Information shown.
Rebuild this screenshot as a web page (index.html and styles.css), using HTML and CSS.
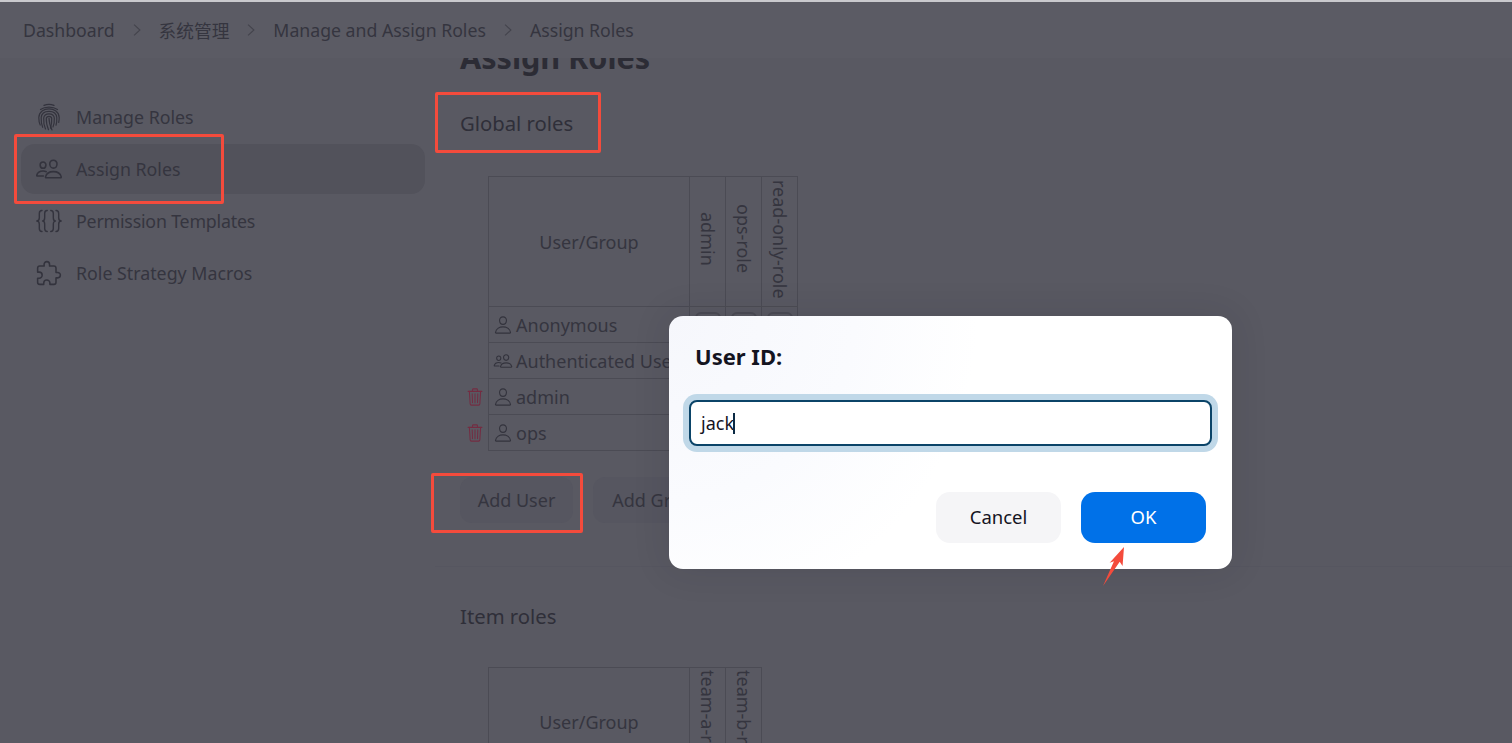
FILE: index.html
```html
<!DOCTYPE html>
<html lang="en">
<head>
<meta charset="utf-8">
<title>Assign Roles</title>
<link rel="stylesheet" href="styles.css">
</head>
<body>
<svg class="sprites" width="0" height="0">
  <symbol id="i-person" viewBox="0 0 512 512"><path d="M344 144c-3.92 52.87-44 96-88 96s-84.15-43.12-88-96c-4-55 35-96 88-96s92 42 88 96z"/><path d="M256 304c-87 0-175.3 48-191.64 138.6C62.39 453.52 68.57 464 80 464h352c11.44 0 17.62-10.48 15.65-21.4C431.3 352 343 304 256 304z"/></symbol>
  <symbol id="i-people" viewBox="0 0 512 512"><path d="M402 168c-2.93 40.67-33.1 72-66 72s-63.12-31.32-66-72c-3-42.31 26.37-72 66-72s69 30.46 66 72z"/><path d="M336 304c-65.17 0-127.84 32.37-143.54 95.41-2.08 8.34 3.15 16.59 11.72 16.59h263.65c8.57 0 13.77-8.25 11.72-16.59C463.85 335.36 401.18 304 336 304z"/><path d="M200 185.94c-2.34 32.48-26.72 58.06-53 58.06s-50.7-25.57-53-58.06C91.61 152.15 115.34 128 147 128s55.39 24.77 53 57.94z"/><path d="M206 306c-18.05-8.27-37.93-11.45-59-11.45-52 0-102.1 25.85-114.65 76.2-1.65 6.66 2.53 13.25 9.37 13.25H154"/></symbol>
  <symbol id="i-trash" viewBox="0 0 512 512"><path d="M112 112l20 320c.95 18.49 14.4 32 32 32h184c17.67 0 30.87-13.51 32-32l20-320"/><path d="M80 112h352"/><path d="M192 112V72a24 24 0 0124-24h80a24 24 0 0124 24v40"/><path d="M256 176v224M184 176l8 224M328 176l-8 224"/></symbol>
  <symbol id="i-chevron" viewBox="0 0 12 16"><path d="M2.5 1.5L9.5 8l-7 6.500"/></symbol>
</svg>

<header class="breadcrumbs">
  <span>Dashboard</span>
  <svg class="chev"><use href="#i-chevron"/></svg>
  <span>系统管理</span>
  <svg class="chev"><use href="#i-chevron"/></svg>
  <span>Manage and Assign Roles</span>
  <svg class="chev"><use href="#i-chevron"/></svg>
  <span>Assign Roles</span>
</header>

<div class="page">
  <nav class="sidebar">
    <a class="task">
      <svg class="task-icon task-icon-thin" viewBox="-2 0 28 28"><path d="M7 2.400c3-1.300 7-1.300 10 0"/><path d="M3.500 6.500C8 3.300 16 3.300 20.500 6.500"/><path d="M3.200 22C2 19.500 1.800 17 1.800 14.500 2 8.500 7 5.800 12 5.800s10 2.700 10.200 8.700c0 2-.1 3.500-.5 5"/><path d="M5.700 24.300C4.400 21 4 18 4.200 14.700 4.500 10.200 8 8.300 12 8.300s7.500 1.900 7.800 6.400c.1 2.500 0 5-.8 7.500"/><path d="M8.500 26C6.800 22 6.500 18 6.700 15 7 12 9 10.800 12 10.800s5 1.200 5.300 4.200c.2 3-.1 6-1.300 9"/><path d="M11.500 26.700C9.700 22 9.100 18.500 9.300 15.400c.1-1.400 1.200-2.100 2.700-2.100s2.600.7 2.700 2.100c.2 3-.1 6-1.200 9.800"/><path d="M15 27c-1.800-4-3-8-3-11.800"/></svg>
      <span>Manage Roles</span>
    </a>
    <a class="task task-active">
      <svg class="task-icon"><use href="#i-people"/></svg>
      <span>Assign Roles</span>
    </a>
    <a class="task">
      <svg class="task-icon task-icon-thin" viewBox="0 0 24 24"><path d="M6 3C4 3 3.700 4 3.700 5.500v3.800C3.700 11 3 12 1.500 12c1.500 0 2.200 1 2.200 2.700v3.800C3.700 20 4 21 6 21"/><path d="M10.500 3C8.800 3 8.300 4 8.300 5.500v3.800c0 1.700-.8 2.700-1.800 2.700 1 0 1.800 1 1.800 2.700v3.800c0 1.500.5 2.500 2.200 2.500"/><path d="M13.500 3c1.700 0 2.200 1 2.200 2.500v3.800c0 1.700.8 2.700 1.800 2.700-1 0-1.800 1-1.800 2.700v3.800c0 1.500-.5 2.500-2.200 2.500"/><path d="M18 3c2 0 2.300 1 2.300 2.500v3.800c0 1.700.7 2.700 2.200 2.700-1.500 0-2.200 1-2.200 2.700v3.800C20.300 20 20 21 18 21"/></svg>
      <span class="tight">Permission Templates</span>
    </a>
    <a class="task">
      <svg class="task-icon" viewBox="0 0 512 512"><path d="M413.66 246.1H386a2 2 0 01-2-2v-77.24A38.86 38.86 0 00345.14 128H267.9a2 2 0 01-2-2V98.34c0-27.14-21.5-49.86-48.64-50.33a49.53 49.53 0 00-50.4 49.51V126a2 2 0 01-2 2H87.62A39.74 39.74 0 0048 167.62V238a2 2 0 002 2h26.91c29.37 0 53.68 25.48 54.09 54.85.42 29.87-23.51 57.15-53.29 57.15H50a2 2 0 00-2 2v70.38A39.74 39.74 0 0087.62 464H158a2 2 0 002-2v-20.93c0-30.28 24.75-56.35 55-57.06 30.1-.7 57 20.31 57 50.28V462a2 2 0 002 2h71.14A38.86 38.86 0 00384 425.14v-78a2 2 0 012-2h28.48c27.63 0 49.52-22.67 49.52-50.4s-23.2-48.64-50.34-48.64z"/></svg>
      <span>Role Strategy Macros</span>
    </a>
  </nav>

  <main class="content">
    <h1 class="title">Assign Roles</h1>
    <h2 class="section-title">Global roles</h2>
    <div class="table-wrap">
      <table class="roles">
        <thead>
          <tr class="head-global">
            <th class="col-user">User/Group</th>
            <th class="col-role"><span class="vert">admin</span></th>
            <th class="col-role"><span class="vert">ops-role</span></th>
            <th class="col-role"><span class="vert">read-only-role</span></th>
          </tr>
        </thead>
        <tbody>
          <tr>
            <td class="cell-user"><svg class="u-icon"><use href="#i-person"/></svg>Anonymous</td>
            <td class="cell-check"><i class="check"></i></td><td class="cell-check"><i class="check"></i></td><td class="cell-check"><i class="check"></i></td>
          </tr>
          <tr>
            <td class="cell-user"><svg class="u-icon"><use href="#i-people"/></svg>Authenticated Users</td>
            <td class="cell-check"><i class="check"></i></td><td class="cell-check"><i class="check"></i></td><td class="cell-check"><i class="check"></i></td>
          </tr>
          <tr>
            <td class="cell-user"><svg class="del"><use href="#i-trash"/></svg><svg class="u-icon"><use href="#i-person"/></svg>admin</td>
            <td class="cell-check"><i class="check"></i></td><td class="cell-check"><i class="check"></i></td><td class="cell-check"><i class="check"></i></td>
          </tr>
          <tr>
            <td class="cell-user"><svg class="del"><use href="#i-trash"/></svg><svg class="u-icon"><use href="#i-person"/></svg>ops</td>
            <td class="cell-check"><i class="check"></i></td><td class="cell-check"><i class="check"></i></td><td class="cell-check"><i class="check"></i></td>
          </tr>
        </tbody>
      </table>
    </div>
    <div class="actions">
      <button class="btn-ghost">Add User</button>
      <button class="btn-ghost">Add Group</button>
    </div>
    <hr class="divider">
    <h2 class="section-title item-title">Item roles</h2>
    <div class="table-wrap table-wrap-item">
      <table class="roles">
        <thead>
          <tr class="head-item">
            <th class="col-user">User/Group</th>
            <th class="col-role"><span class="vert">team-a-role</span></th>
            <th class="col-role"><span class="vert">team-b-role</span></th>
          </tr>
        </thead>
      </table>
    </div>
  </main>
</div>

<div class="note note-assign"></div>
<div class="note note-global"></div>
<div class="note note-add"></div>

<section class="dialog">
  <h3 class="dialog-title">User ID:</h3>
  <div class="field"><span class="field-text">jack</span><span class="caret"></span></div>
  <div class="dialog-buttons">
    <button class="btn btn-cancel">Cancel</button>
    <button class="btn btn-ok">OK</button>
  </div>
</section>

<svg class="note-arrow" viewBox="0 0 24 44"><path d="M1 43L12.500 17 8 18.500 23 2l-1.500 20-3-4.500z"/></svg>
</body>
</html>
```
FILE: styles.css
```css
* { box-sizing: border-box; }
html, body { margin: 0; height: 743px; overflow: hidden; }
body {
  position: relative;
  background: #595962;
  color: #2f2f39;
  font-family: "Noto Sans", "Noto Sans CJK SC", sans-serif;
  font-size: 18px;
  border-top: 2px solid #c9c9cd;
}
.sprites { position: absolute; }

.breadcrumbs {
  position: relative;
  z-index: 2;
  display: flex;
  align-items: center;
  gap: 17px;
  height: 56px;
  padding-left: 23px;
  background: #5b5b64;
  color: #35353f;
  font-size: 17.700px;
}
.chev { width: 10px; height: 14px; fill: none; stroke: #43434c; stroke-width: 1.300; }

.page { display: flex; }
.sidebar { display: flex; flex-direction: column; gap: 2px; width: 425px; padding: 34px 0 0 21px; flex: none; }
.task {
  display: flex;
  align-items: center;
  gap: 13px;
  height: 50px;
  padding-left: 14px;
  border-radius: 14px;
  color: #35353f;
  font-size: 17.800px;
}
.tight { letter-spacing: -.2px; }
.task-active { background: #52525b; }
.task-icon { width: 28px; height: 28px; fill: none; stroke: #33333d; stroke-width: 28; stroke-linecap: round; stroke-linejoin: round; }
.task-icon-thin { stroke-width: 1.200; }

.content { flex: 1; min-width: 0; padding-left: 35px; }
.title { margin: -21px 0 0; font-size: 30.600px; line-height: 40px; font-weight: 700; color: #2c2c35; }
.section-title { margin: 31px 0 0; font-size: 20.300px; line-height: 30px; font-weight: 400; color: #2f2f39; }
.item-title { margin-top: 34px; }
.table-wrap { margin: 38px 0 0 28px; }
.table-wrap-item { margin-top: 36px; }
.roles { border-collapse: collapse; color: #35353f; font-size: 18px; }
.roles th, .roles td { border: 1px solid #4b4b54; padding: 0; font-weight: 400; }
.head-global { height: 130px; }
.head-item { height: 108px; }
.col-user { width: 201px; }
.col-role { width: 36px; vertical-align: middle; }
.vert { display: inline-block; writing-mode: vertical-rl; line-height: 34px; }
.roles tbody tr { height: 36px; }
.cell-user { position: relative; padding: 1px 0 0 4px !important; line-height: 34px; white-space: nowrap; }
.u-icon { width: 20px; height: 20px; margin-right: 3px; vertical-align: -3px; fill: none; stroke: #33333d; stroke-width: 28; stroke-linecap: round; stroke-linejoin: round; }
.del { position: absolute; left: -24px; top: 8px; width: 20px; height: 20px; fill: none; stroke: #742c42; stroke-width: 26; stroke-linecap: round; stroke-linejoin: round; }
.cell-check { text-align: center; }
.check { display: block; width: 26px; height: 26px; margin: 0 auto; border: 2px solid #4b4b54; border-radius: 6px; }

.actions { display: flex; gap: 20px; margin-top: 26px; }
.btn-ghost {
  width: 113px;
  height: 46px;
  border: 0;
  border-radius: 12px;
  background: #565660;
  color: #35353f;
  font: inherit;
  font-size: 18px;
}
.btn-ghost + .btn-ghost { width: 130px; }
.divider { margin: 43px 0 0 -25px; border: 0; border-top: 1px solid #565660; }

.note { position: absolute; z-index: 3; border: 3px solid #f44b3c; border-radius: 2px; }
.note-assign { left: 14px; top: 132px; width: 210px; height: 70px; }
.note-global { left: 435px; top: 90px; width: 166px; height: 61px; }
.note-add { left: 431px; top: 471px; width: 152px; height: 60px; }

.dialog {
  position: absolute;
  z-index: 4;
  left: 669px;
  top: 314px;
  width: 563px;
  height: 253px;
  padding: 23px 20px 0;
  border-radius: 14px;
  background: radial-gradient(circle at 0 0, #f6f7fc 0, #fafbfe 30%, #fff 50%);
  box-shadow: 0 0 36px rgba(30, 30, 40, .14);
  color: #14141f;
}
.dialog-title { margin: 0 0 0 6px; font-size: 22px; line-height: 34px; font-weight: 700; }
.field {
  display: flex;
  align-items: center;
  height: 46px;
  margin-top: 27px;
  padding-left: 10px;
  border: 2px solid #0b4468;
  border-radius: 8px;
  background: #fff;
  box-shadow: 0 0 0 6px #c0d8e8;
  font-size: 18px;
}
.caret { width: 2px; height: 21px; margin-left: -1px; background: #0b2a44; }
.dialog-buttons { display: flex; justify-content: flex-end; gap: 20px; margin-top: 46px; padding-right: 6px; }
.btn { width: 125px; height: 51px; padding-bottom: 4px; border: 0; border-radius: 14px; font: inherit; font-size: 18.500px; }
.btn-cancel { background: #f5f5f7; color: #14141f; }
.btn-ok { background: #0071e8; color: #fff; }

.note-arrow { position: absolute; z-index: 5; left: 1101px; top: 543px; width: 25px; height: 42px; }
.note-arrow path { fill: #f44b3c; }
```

Task statement. Every line in the data above that contains "index" needs to be copied.

Full solution.
Rebuild this screenshot as a web page (index.html and styles.css), using HTML and CSS.
FILE: index.html
  z-index: 2;
.note { position: absolute; z-index: 3; border: 3px solid #f44b3c; border-radius: 2px; }
  z-index: 4;
.note-arrow { position: absolute; z-index: 5; left: 1101px; top: 543px; width: 25px; height: 42px; }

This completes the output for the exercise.